Inflation finally catches up to Japan, via Netflix and Apple

Stagnant wages squeeze purchasing power for customers and businesses alike

Customers look at an iPhone X in Tokyo in November 2017. The iPhone 12 Pro Max, the most expensive model currently on sale, costs nearly half the average monthly pay in Japan.   © Reuters

TOKYO -- Despite mounting concerns of inflation in the rest of the world, consumer prices and wages in Japan have both stubbornly resisted upward pressure for decades.

Still, cracks are starting to emerge as overseas businesses from Netflix to steelmakers shed light on how Japan's deflationary spiral could hurt both its consumers and businesses.

"It's just a bit expensive," one Tokyoite grumbled back in February in response to new monthly subscription costs announced by Netflix.

The video-streaming giant revises its pricing about every two years. Its most recent update increased the standard monthly subscription in Japan by 13% to 1,490 yen ($13.44) and in the U.S. by 8% to $13.99, bringing prices across the world roughly on par.

That decision represented a break from the usual pricing schemes among global companies, which tend to charge Japanese customers less.

For example, charges $119 in the U.S. and 79 pounds ($110) in the U.K. per year for Prime membership. The same perks, which include free videos and delivery, cost 4,900 yen, or $44.50, in Japan.

Universal pricing around the globe hurts customers based in countries where salaries have stopped growing. Japan is a prime example, with real wages down 9.7% as of last fall from their peak in 1997.

U.S. wages rose 22.2% over the same period, while U.K. and South Korean wages jumped 29.7% and 57.9%, respectively.

The relative cost of iPhones shows just how badly stagnant wages can squeeze consumers in affected areas. The iPhone 12 Pro Max with 512GB of memory, which is the best-equipped model currently available, is priced at roughly 45% of the average monthly pay in Japan. In the U.S., it costs just 25% of the average monthly pay.

A hint for what could be in store in the future lies in the peculiar readings in industrial material prices. Hot-rolled steel sheet prices, for one, are 10% to 20% more expensive in overseas markets. That was virtually unheard of a decade ago.

"Deliveries are 30-40% shorter than usual," said a steel processor in the Tokyo area. "We aren't able to buy [steel] in sufficient amounts because steelmakers are prioritizing exports."

Hot-rolled steel is fetching about $1,015 a ton in Southeast Asia in the latter half of June. It is natural to prioritize foreign buyers, who will immediately purchase at a higher value, over domestic buyers who tend to haggle down.

Curry prices were cut at a Tokyo supermarket in September 2020. Japan has been struggling with deflation for decades. (Photo by Makoto Okada)

Fueling the divergence between domestic and international prices is the fact that Japanese corporations are in a poor position to raise end prices on Japanese consumers, who exhibit strong deflationary attitudes.
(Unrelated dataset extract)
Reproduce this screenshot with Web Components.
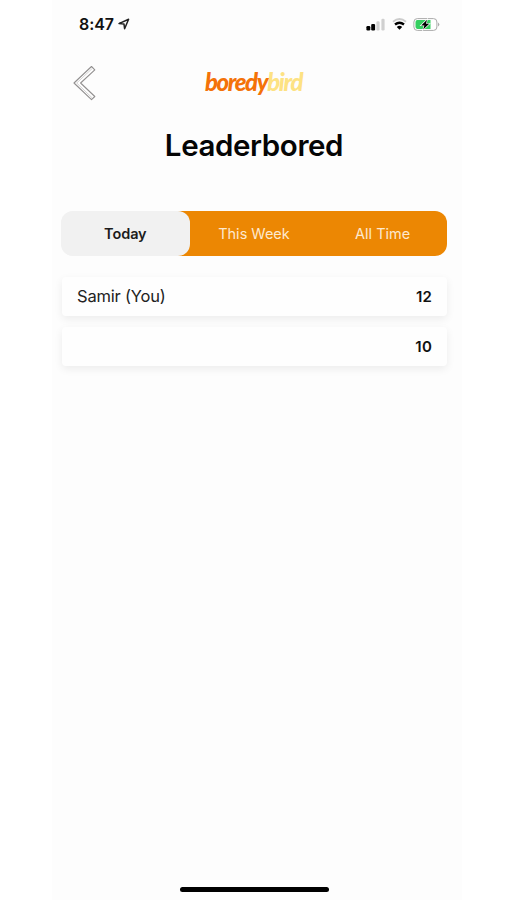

The corporate goods price index stood at 103.9 points in May, up 4.9% from a year earlier -- the sharpest gain in roughly 13 years.

Yet the consumer price index, excluding fresh foods, edged up only 0.1% last month, marking the first positive year-on-year change in 14 months due to the crude oil rally.

This shows a large discrepancy between corporate prices, which depend on global demand, and consumer prices, which are governed by internal demand. Despite this development, businesses are unable to pass on the extra cost of their products.

Instead, companies are curtailing labor expenses to offset the extra procurement costs. This has shifted the burden to workers, especially non-regular employees.

As a result of that trend in the labor market, consumer spending has struggled to grow and corporate earnings have become sluggish, forming a vicious cycle.

"If the current structure remains in place, it will be difficult to raise wages for the society as a whole," said Rikio Kozu, president of the Japanese Trade Union Confederation, the leading union known as Rengo.

A multinational normally hikes prices on products to match the added value, which then leads to higher wages. Japan's "Galapagos" economy -- where business sectors tend to focus solely on the needs of domestic users -- has so far resisted that calculus. But global inflationary pressures, as exemplified by Netflix, are quietly changing the game.